= Denise Copland =

New Zealand artist

Denise Copland (born 1952) is a New Zealand artist, born in Timaru. Her works are held in the permanent collections of Auckland Art Gallery Toi o Tāmaki and Museum of New Zealand Te Papa Tongarewa.

Copland graduated with a Diploma of Fine Arts with Honours in Printmaking from Ilam School of Fine Arts in Christchurch in 1977, and prior to that a Certificate of Graphic Design from Christchurch Polytechnic Institute of Technology in 1971.

== Career ==
Copland's practice focuses on the intersection of humans and natural ecosystems, and the concerns of our changing planet. She has exhibited her prints throughout New Zealand, and has had works included in many international group exhibitions. From 1982 to 1984, Copland lectured at the Ilam School of Fine Arts. She also a senior lecturer in the School of Art and Design at Christchurch Polytechnic Institute of Technology until 2006.

== Notable exhibitions ==

- Denise Copland: Implantations, Christchurch Art Gallery, Christchurch (1991) - a collection of 23 prints exploring the changes wrought in New Zealand forestry by human beings.
- A Standing Place, Christchurch Art Gallery, Christchurch (2004) - this solo show was Copland's response to her Antarctic expedition, and included prints and three-dimensional objects such as flags.
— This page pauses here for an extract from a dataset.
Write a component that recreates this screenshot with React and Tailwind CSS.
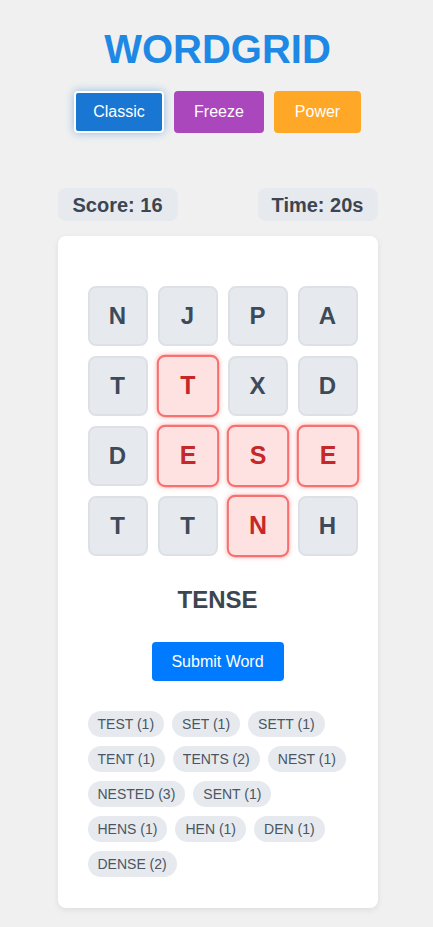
import { useState } from "react";

const GRID = [
  ["N", "J", "P", "A"],
  ["T", "T", "X", "D"],
  ["D", "E", "S", "E"],
  ["T", "T", "N", "H"],
];

const PATH = ["1-1", "2-1", "2-2", "3-2", "2-3"];

const FOUND = [
  ["TEST", 1], ["SET", 1], ["SETT", 1], ["TENT", 1], ["TENTS", 2], ["NEST", 1],
  ["NESTED", 3], ["SENT", 1], ["HENS", 1], ["HEN", 1], ["DEN", 1], ["DENSE", 2],
];

export default function App() {
  const [mode, setMode] = useState("classic");

  const modes = [
    { id: "classic", label: "Classic", cls: "bg-[#1976d2] w-[90px]" },
    { id: "freeze", label: "Freeze", cls: "bg-[#ab47bc] w-[90px]" },
    { id: "power", label: "Power", cls: "bg-[#ffa726] w-[87px]" },
  ];

  return (
    <div className="min-h-[927px] bg-[#f0f0f0] pl-[2px] font-['Liberation_Sans',Arial,sans-serif] flex flex-col items-center">
      <h1 className="mt-[26px] text-[40px] leading-[46px] font-bold text-[#1e88e5]">WORDGRID</h1>

      <div className="mt-[19px] flex gap-[10px]">
        {modes.map((m) => (
          <button
            key={m.id}
            onClick={() => setMode(m.id)}
            className={`h-[42px] rounded-[4px] text-white text-[16px] ${m.cls} ${
              mode === m.id ? "border-2 border-white shadow-[0_0_8px_rgba(25,118,210,0.45)]" : "border-2 border-transparent"
            }`}
          >
            {m.label}
          </button>
        ))}
      </div>

      <div className="mt-[55px] w-[320px] flex justify-between">
        <div className="h-[33px] w-[120px] rounded-[8px] bg-[#e6eaee] flex items-center justify-center text-[20px] font-bold text-[#3d4550]">
          Score: 16
        </div>
        <div className="h-[33px] w-[120px] rounded-[8px] bg-[#e6eaee] flex items-center justify-center text-[20px] font-bold text-[#3d4550]">
          Time: 20s
        </div>
      </div>

      <div className="mt-[15px] w-[320px] bg-white rounded-[8px] shadow-[0_2px_6px_rgba(0,0,0,0.08)] pt-[50px] pb-[31px] flex flex-col">
        <div className="pl-[30px] grid grid-cols-[repeat(4,60px)] gap-[10px]">
          {GRID.map((row, r) =>
            row.map((ch, c) => {
              const on = PATH.includes(`${r}-${c}`);
              return (
                <div
                  key={`${r}-${c}`}
                  className={`h-[60px] w-[60px] rounded-[8px] border-2 flex items-center justify-center text-[24px] font-bold ${
                    on
                      ? "bg-[#fee2e2] border-[#f87171] text-[#c62828] scale-[1.04] shadow-[0_0_4px_rgba(248,113,113,0.4)]"
                      : "bg-[#e6eaee] border-[#dde1e6] text-[#3d4a5a]"
                  }`}
                >
                  {ch}
                </div>
              );
            })
          )}
        </div>

        <div className="mt-[30px] text-center text-[24px] leading-[28px] font-bold text-[#3d4550]">TENSE</div>

        <div className="mt-[28px] flex justify-center">
          <button className="h-[39px] w-[132px] rounded-[4px] bg-[#007bff] text-white text-[16px]">Submit Word</button>
        </div>

        <div className="mt-[30px] pl-[30px] pr-[26px] flex flex-wrap gap-x-[8px] gap-y-[9px]">
          {FOUND.map(([w, n]) => (
            <span key={w} className="h-[26px] px-[10px] rounded-full bg-[#e6eaee] text-[14px] text-[#4b5563] flex items-center">
              {w} ({n})
            </span>
          ))}
        </div>
      </div>
    </div>
  );
}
The show was dedicated to Ernest Shackleton.
- Melt, University Art Gallery, Sydney (2009) - a group show with Lesley Duxbury and Kirsten Haydon. This show explored the three artists' responses to residencies in the polar regions.
- Shared Lines; Sendai x Christchurch Art Exchange, Christchurch (2012) - a group exhibition featuring and artist exchange in response to the earthquakes that devastated Canterbury, New Zealand and Fukushima, Japan.

== Awards ==

- Artist-in-residence at the Otago Polytechnic School of Art in 1985.
- Antarctic Arts Fellowship in 2001-2002 - also known as Artists to Antarctica. Copland devised her own chemicals, printing media and techniques using her small home freezer to test the processes she wanted to use in Antarctica.